Critics of the city’s plan say that Boulder’s proposed influx of renewable energy is not going to reduce the planet’s greenhouse gases. The logic behind such a view is based on the fact that a small municipal utility like Boulder’s won’t have the power to alter the mix of the larger companies in a world that already has too much excess energy.

Boulder says that it is going to use its power purchase agreements (PPAs) to actually cause more renewable energy sources to be added to the system, in addition to buying current idled capacity from, say, a wind farm at night. For this reason, Boulder staff claim that they will, in fact, be lowering greenhouse gases.

But is it true? Major players like Xcel make their highest profit on electricity created by dependable energy sources like burning coal. Their next most profitable source is electricity derived by burning natural gas. For this reason, those two sources of energy are always on and always being given top priority in the system.

On any given day, it is the less profitable renewable, less reliable resources that get turned on and off as needed to accommodate demand.

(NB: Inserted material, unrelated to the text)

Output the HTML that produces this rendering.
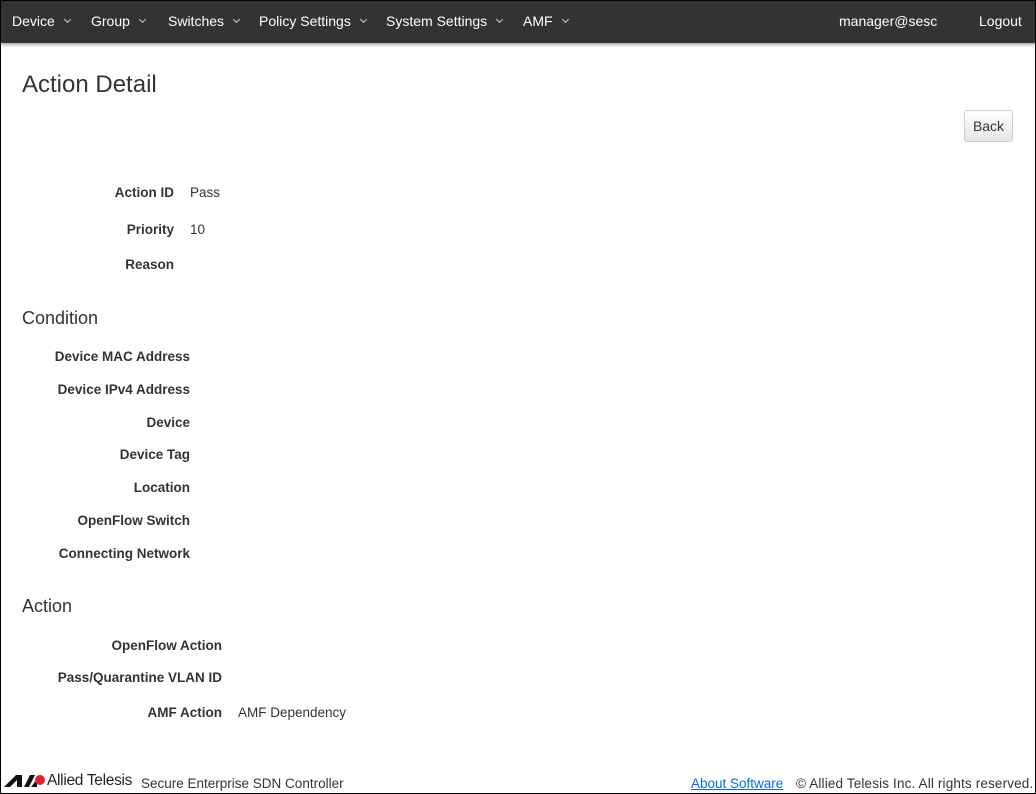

So critics argue that when Boulder contracts with a company somewhere to have more renewable electricity placed into the grid, the Xcels of the world don’t in turn reduce their amount of highly profitable coal-fired or gas-fired product in the system, and such a reduction would be the only way that greenhouse gases would actually be lessened. In reality, Boulder’s PPA that brings on more renewable electricity from a particular source into the grid may simply be causing other, less profitable, renewable energy somewhere else to be idled. In that scenario, the net reduction of greenhouse gases in the atmosphere is zero. In reality, the only thing that changes is Boulder’s ability to claim it is greener or is meeting the requirements of the Kyoto Treaty. To lower greenhouse gases in the real world, Boulder will need to construct nearby renewable energy sources such as wind and solar facilities, and use the energy it actually generates without uploading it to the national grid. The city acknowledges that this is the ultimate long-term goal, but says it will take a while to get there.

Davis argues that the infusion of renewables promised by city officials will not happen for a long time.

“You can throw in some flour and sugar, but the bottom line is you don’t see the real cake and ice cream for years down the road,” he says.

This explains why the city seems to be eying the gas generation facility at Xcel’s Valmont Station for possible purchase. It would supply the reliability for a large, local, renewable base of energy. But Valmont comes with its own set of risks for the city, should it move to attain the property from Xcel (see our other story).

Jonathan Koehn

Xcel officials argue that since electricity supply is never increased beyond demand, the city’s purported infusion of renewables will only cause an equivalent decrease in renewables elsewhere on the grid.

Jonathan Koehn, the city’s regional sustainability coordinator, says the theory is that as the city’s new renewable energy enters the grid, “the dirtier sources can be ramped down.” When asked why Xcel would dial down its most lucrative products, he declined to comment.

At the council’s study session, councilwoman Suzanne Jones asked city consultant Bob Lachenmayer of Schneider Electric, a global leader in energy, whether Boulder could reduce greenhouse gases faster by municipalizing its system or working with Xcel to cause the company to create more renewable sources. Lachenmeyer responded that one can’t optimize a system unless one controls the whole system.

City utility or not, Boulder will not control the whole system.

“It’s a shell game,” Davis says. “They’re not increasing renewables and not reducing carbon.”